The peppery flavor of Grazia arugula makes a nice addition to green salads, and pairs well with beets goat or blue cheeses. Add Grazia arugula to hot or cold sandwiches as an alternative to green leafy lettuce. Toss Grazia arugula with freshly cooked linguine with garlic and cherry tomatoes. Sauteeing Grazia arugula will lessen its spicy flavor. Grazia arugula has a longer shelf-life than any variety of wild arugula. Store fresh leaves unwashed in a plastic bag in the crisper drawer of the refrigerator for up to ten days.
Wild arugula has been used since ancient times and was a component of typical Roman salad, along with chicory, romaine and lavender. Wild arugula was a primary leafy vegetable for many people living in the northern Mediterranean region.
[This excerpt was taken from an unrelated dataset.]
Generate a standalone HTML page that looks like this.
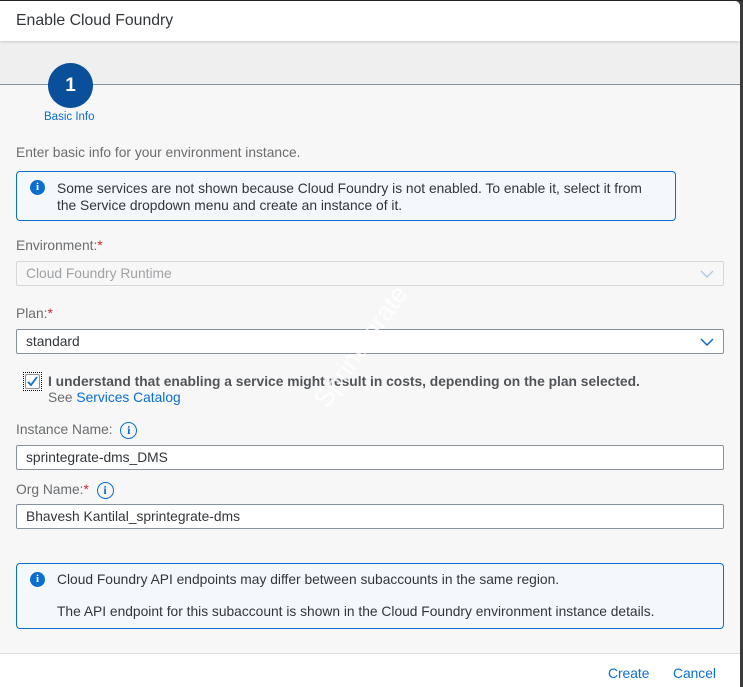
<!DOCTYPE html>
<html><head><style>
*{box-sizing:border-box;margin:0;padding:0}
body{width:743px;height:687px;background:#3a3a3a;font-family:"Liberation Sans",sans-serif;font-size:13.8px;color:#32363a;position:relative;overflow:hidden}
.dlg{position:absolute;left:0;top:1px;width:740px;height:686px;background:#f7f7f7;border-radius:0 5px 0 0;overflow:hidden}
.hdr{position:absolute;left:0;top:0;width:100%;height:40px;background:#fff;box-shadow:0 1px 3px rgba(0,0,0,.15);font-size:15.8px;padding:11px 16px;z-index:2}
.band{position:absolute;left:0;top:40px;width:100%;height:44px;background:#efefef;border-bottom:1px solid #89919a}
.circ{position:absolute;left:48px;top:62px;width:45px;height:45px;border-radius:50%;background:#0a4f9a;color:#fff;font-size:19px;font-weight:bold;text-align:center;line-height:45px;z-index:3}
.a{position:absolute;white-space:nowrap}
.lbl{color:#6a6d70}
.blue{color:#0a6ed1}
.info{position:absolute;background:#f4f8fc;border:1px solid #0a6ed1;border-radius:4px}
.ic{position:absolute;width:15px;height:15px;border-radius:50%;background:#0a6ed1;color:#fff;font-size:11px;font-weight:bold;text-align:center;line-height:15px;font-family:"Liberation Serif",serif}
.inp{position:absolute;left:16px;width:708px;height:25px;background:#fff;border:1px solid #89919a;border-radius:2px;padding:4px 9px;color:#32363a}
.oi{display:inline-block;width:17px;height:17px;border:1.5px solid #0a6ed1;border-radius:50%;color:#0a6ed1;font-family:"Liberation Serif",serif;font-size:12px;font-weight:bold;text-align:center;line-height:14px;vertical-align:middle}
.req{color:#d9262c}
.ftr{position:absolute;left:0;top:652px;width:100%;height:40px;background:#fff;border-top:1px solid #dcdcdc}
</style></head><body>
<div style="position:absolute;left:0;top:0;width:743px;height:1px;background:#222"></div>
<div class="dlg">
<div class="hdr">Enable Cloud Foundry</div>
<div class="band"></div>
<div class="circ">1</div>
<div class="a blue" style="left:44px;top:110px;font-size:11.5px">Basic Info</div>
<div class="a lbl" style="left:16px;top:144px">Enter basic info for your environment instance.</div>
<div class="info" style="left:16px;top:170px;width:660px;height:50px">
<div class="ic" style="left:13px;top:8px">i</div>
<div class="a" style="left:40px;top:8px;line-height:17px">Some services are not shown because Cloud Foundry is not enabled. To enable it, select it from<br>the Service dropdown menu and create an instance of it.</div>
</div>
<div class="a lbl" style="left:16px;top:237px">Environment:<span class="req">*</span></div>
<div class="inp" style="top:260px;background:#f7f7f7;border-color:#d5d8da;color:#a0a3a6">Cloud Foundry Runtime
<svg style="position:absolute;right:9px;top:8px" width="14" height="8"><path d="M1 1l6 6 6-6" fill="none" stroke="#a9c8ea" stroke-width="1.3"/></svg></div>
<div class="a lbl" style="left:16px;top:305px">Plan:<span class="req">*</span></div>
<div class="inp" style="top:328px">standard
<svg style="position:absolute;right:9px;top:8px" width="14" height="8"><path d="M1 1l6 6 6-6" fill="none" stroke="#0a6ed1" stroke-width="1.5"/></svg></div>
<div style="position:absolute;left:23px;top:371px;width:19px;height:19px;border:1px dotted #000;padding:1px"><div style="width:15px;height:15px;border:1px solid #89919a;background:#fff;border-radius:2px"><svg width="13" height="13"><path d="M2 7l3 3 6-8" fill="none" stroke="#0a6ed1" stroke-width="1.8"/></svg></div></div>
<div class="a" style="left:48px;top:373px;font-weight:bold;color:#515559">I understand that enabling a service might result in costs, depending on the plan selected.</div>
<div class="a lbl" style="left:48px;top:389px">See <span class="blue">Services Catalog</span></div>
<div class="a lbl" style="left:16px;top:421px">Instance Name:&nbsp; <span class="oi">i</span></div>
<div class="inp" style="top:444px">sprintegrate-dms_DMS</div>
<div class="a lbl" style="left:16px;top:481px">Org Name:<span class="req">*</span>&nbsp; <span class="oi">i</span></div>
<div class="inp" style="top:503px">Bhavesh Kantilal_sprintegrate-dms</div>
<div class="info" style="left:16px;top:562px;width:708px;height:66px">
<div class="ic" style="left:13px;top:8px">i</div>
<div class="a" style="left:40px;top:8px">Cloud Foundry API endpoints may differ between subaccounts in the same region.</div>
<div class="a" style="left:40px;top:40px">The API endpoint for this subaccount is shown in the Cloud Foundry environment instance details.</div>
</div>
<div class="a" style="left:290px;top:330px;font-size:26px;color:rgba(255,255,255,.8);transform:rotate(-55deg);transform-origin:center">Sprintegrate</div>
<div class="ftr">
<div class="a blue" style="left:608px;top:12px">Create</div>
<div class="a blue" style="left:673px;top:12px">Cancel</div>
</div>
</div>
</body></html>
Grazia arugula is a relatively new variety of wild arugula. Native to Europe, western Asia and northern Africa, wild arugula can be found growing in meadows and fields, or in some man-made environments – hence the nickname, “perennial wall rocket.” The herb was introduced to North and South America and Australia, and has become naturalized on those continents. Grazia arugula grows well in both cold and warm climates, and keeps well after harvest, two characteristics that make it stand out from other wild arugula varieties. It is also one of the few wild arugula varieties that can grow in semi-humid environments.